The underwhelming answer remains, that despite all of Trump’s proactive diplomacy, these new meetings have changed nothing and will probably change nothing. Trump perceives himself to be a dealmaker and negotiator extraordinaire, and has tried to engage with troublesome issues by engaging with their leaders on a personal basis before – the short lived Kim Jong-un affair and the offer to meet Iranian President Hassan Rouhani to break the Middle East impasse come to mind. However, failing to set real, tangible groundwork for any of these meetings has kept all this “diplomacy” superficial.

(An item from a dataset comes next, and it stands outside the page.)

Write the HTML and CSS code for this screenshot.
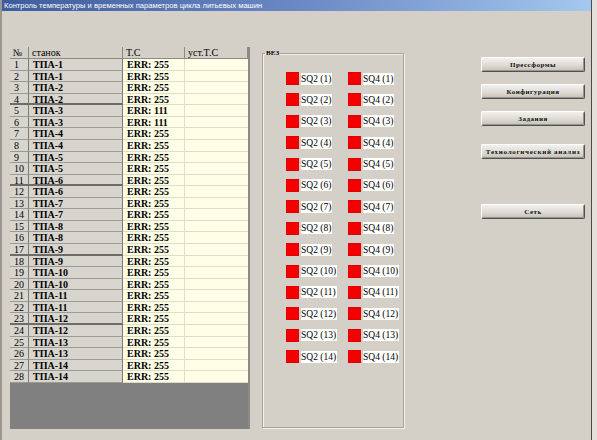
FILE: index.html
```html
<!DOCTYPE html>
<html lang="ru">
<head>
    <meta charset="UTF-8">
    <title>Контроль температуры</title>
    <link rel="stylesheet" href="styles.css">
</head>
<body>
<div class="window">
    <div class="titlebar">Контроль температуры и временных параметров цикла литьевых машин</div>

    <div class="content">
        <!-- таблица станков -->
        <div class="grid-wrap">
            <div class="grid">
                <div class="hd">№</div><div class="hd">станок</div><div class="hd">T.C</div><div class="hd">уст.T.C</div>
                <div class="n">1</div><div class="m">ТПА-1</div><div class="t">ERR: 255</div><div class="s"></div>
                <div class="n">2</div><div class="m">ТПА-1</div><div class="t">ERR: 255</div><div class="s"></div>
                <div class="n">3</div><div class="m">ТПА-2</div><div class="t">ERR: 255</div><div class="s"></div>
                <div class="n sep">4</div><div class="m sep">ТПА-2</div><div class="t">ERR: 255</div><div class="s"></div>
                <div class="n">5</div><div class="m">ТПА-3</div><div class="t">ERR: 111</div><div class="s"></div>
                <div class="n">6</div><div class="m">ТПА-3</div><div class="t">ERR: 111</div><div class="s"></div>
                <div class="n">7</div><div class="m">ТПА-4</div><div class="t">ERR: 255</div><div class="s"></div>
                <div class="n">8</div><div class="m">ТПА-4</div><div class="t">ERR: 255</div><div class="s"></div>
                <div class="n">9</div><div class="m">ТПА-5</div><div class="t">ERR: 255</div><div class="s"></div>
                <div class="n">10</div><div class="m">ТПА-5</div><div class="t">ERR: 255</div><div class="s"></div>
                <div class="n sep">11</div><div class="m sep">ТПА-6</div><div class="t">ERR: 255</div><div class="s"></div>
                <div class="n">12</div><div class="m">ТПА-6</div><div class="t">ERR: 255</div><div class="s"></div>
                <div class="n">13</div><div class="m">ТПА-7</div><div class="t">ERR: 255</div><div class="s"></div>
                <div class="n">14</div><div class="m">ТПА-7</div><div class="t">ERR: 255</div><div class="s"></div>
                <div class="n">15</div><div class="m">ТПА-8</div><div class="t">ERR: 255</div><div class="s"></div>
                <div class="n">16</div><div class="m">ТПА-8</div><div class="t">ERR: 255</div><div class="s"></div>
                <div class="n sep">17</div><div class="m sep">ТПА-9</div><div class="t">ERR: 255</div><div class="s"></div>
                <div class="n">18</div><div class="m">ТПА-9</div><div class="t">ERR: 255</div><div class="s"></div>
                <div class="n">19</div><div class="m">ТПА-10</div><div class="t">ERR: 255</div><div class="s"></div>
                <div class="n">20</div><div class="m">ТПА-10</div><div class="t">ERR: 255</div><div class="s"></div>
                <div class="n">21</div><div class="m">ТПА-11</div><div class="t">ERR: 255</div><div class="s"></div>
                <div class="n">22</div><div class="m">ТПА-11</div><div class="t">ERR: 255</div><div class="s"></div>
                <div class="n sep">23</div><div class="m sep">ТПА-12</div><div class="t">ERR: 255</div><div class="s"></div>
                <div class="n">24</div><div class="m">ТПА-12</div><div class="t">ERR: 255</div><div class="s"></div>
                <div class="n">25</div><div class="m">ТПА-13</div><div class="t">ERR: 255</div><div class="s"></div>
                <div class="n">26</div><div class="m">ТПА-13</div><div class="t">ERR: 255</div><div class="s"></div>
                <div class="n">27</div><div class="m">ТПА-14</div><div class="t">ERR: 255</div><div class="s"></div>
                <div class="n">28</div><div class="m">ТПА-14</div><div class="t">ERR: 255</div><div class="s"></div>
            </div>
            <div class="grid-empty"></div>
        </div>

        <!-- датчики -->
        <fieldset class="group">
            <legend>ВЕЗ</legend>
            <div class="sensors">
                <div class="sq"><span class="led"></span><span class="lbl">SQ2 (1)</span></div><div class="sq"><span class="led"></span><span class="lbl">SQ4 (1)</span></div>
                <div class="sq"><span class="led"></span><span class="lbl">SQ2 (2)</span></div><div class="sq"><span class="led"></span><span class="lbl">SQ4 (2)</span></div>
                <div class="sq"><span class="led"></span><span class="lbl">SQ2 (3)</span></div><div class="sq"><span class="led"></span><span class="lbl">SQ4 (3)</span></div>
                <div class="sq"><span class="led"></span><span class="lbl">SQ2 (4)</span></div><div class="sq"><span class="led"></span><span class="lbl">SQ4 (4)</span></div>
                <div class="sq"><span class="led"></span><span class="lbl">SQ2 (5)</span></div><div class="sq"><span class="led"></span><span class="lbl">SQ4 (5)</span></div>
                <div class="sq"><span class="led"></span><span class="lbl">SQ2 (6)</span></div><div class="sq"><span class="led"></span><span class="lbl">SQ4 (6)</span></div>
                <div class="sq"><span class="led"></span><span class="lbl">SQ2 (7)</span></div><div class="sq"><span class="led"></span><span class="lbl">SQ4 (7)</span></div>
                <div class="sq"><span class="led"></span><span class="lbl">SQ2 (8)</span></div><div class="sq"><span class="led"></span><span class="lbl">SQ4 (8)</span></div>
                <div class="sq"><span class="led"></span><span class="lbl">SQ2 (9)</span></div><div class="sq"><span class="led"></span><span class="lbl">SQ4 (9)</span></div>
                <div class="sq"><span class="led"></span><span class="lbl">SQ2 (10)</span></div><div class="sq"><span class="led"></span><span class="lbl">SQ4 (10)</span></div>
                <div class="sq"><span class="led"></span><span class="lbl">SQ2 (11)</span></div><div class="sq"><span class="led"></span><span class="lbl">SQ4 (11)</span></div>
                <div class="sq"><span class="led"></span><span class="lbl">SQ2 (12)</span></div><div class="sq"><span class="led"></span><span class="lbl">SQ4 (12)</span></div>
                <div class="sq"><span class="led"></span><span class="lbl">SQ2 (13)</span></div><div class="sq"><span class="led"></span><span class="lbl">SQ4 (13)</span></div>
                <div class="sq"><span class="led"></span><span class="lbl">SQ2 (14)</span></div><div class="sq"><span class="led"></span><span class="lbl">SQ4 (14)</span></div>
            </div>
        </fieldset>

        <!-- кнопки -->
        <div class="buttons">
            <button class="btn">Прессформы</button>
            <button class="btn">Конфигурация</button>
            <button class="btn">Задания</button>
            <button class="btn btn-wide">Технологический анализ</button>
            <button class="btn btn-net">Сеть</button>
        </div>
    </div>
</div>
</body>
</html>
```

FILE: styles.css
```css
body {
    margin: 0;
    width: 597px;
    height: 440px;
    overflow: hidden;
    background: #e4e1da;
    font-family: 'Liberation Serif', 'DejaVu Serif', serif;
    color: #000;
}

.window {
    width: 592px;
    height: 440px;
    background: #d4d0c8;
    border-left: 2px solid #9a978f;
    border-right: 1px solid #4a4a4a;
    box-sizing: border-box;
}

.titlebar {
    height: 11px;
    line-height: 11px;
    padding-left: 2px;
    background: linear-gradient(90deg, #3f5c9c, #6a88c4 50%, #a4c8ee);
    color: #fff;
    font-family: 'Liberation Sans', sans-serif;
    font-size: 7.6px;
    white-space: nowrap;
    overflow: hidden;
}

.content {
    display: flex;
    align-items: flex-start;
    padding: 36px 0 0 8px;
}

/* таблица */
.grid-wrap {
    width: 240px;
    border-right: 2px solid #8a8a8a;
    box-sizing: border-box;
}

.grid {
    display: grid;
    grid-template-columns: 19px 94px 62px 63px;
    grid-template-rows: 12px;
    grid-auto-rows: 11.57px;
    font-size: 10px;
    line-height: 11px;
}

.grid > div {
    box-sizing: border-box;
    overflow: hidden;
    white-space: nowrap;
}

.hd {
    background: #d4d0c8;
    border-right: 1px solid #8c8a84;
    border-bottom: 1px solid #8c8a84;
    padding-left: 3px;
}

.n, .m {
    background: #d8d5ce;
    border-bottom: 1px solid #9c9a94;
    border-right: 1px solid #7c7a74;
}

.n {
    padding-left: 4px;
}

.m {
    padding-left: 4px;
    font-weight: bold;
}

.n.sep, .m.sep {
    border-bottom: 2px solid #6e6c68;
}

.t, .s {
    background: #fffee6;
    border-bottom: 1px solid #dedcc6;
}

.t {
    padding-left: 4px;
    font-weight: bold;
    border-right: 1px solid #e0dec8;
}

.grid-empty {
    height: 46px;
    background: #808080;
}

/* группа датчиков */
.group {
    margin: 2px 0 0 12px;
    padding: 0;
    width: 142px;
    height: 379px;
    box-sizing: border-box;
    border: 1px solid #a6a39c;
    box-shadow: inset 1px 1px 0 #f2f0ec, 1px 1px 0 #f2f0ec;
}

.group legend {
    margin-left: 2px;
    padding: 0 1px;
    font-size: 7px;
    line-height: 8px;
    font-weight: bold;
}

.sensors {
    display: grid;
    grid-template-columns: 62px 50px;
    grid-auto-rows: 21.4px;
    padding: 15px 0 0 23px;
}

.sq {
    display: flex;
    align-items: center;
    height: 13px;
}

.led {
    width: 13px;
    height: 13px;
    background: #f40000;
    box-shadow: inset 0 0 0 1px #e00000;
    flex: none;
}

.lbl {
    margin-left: 2px;
    background: #fff;
    font-size: 9.5px;
    line-height: 12px;
    padding-right: 1px;
    white-space: nowrap;
}

/* кнопки */
.buttons {
    display: flex;
    flex-direction: column;
    gap: 12px;
    margin: 10px 0 0 77px;
}

.btn {
    width: 104px;
    height: 15px;
    padding: 0;
    border: 1px solid;
    border-color: #ffffff #505050 #505050 #ffffff;
    border-radius: 2px;
    background: linear-gradient(#f2f1ee, #dcd9d2 60%, #c4c0b8);
    box-shadow: inset -1px -1px 0 #9a968e;
    font-family: 'Liberation Serif', serif;
    font-size: 7px;
    font-weight: bold;
    letter-spacing: 0.5px;
    color: #111;
    cursor: pointer;
}

.btn-wide {
    margin-top: 6px;
    letter-spacing: 0.7px;
}

.btn-net {
    margin-top: 33px;
}
```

This same superficiality besets the US President’s attempts to solve the Kashmir issue, which is propounded by the fact the US vested interests see no reason to change the status quo - India is a useful counterweight in the China equation and Pakistan a necessary partner in Afghanistan. There is no need to rock the boat.

Therefore South Asian analysts would do well to treat the US President like many in his country do – not take him too seriously.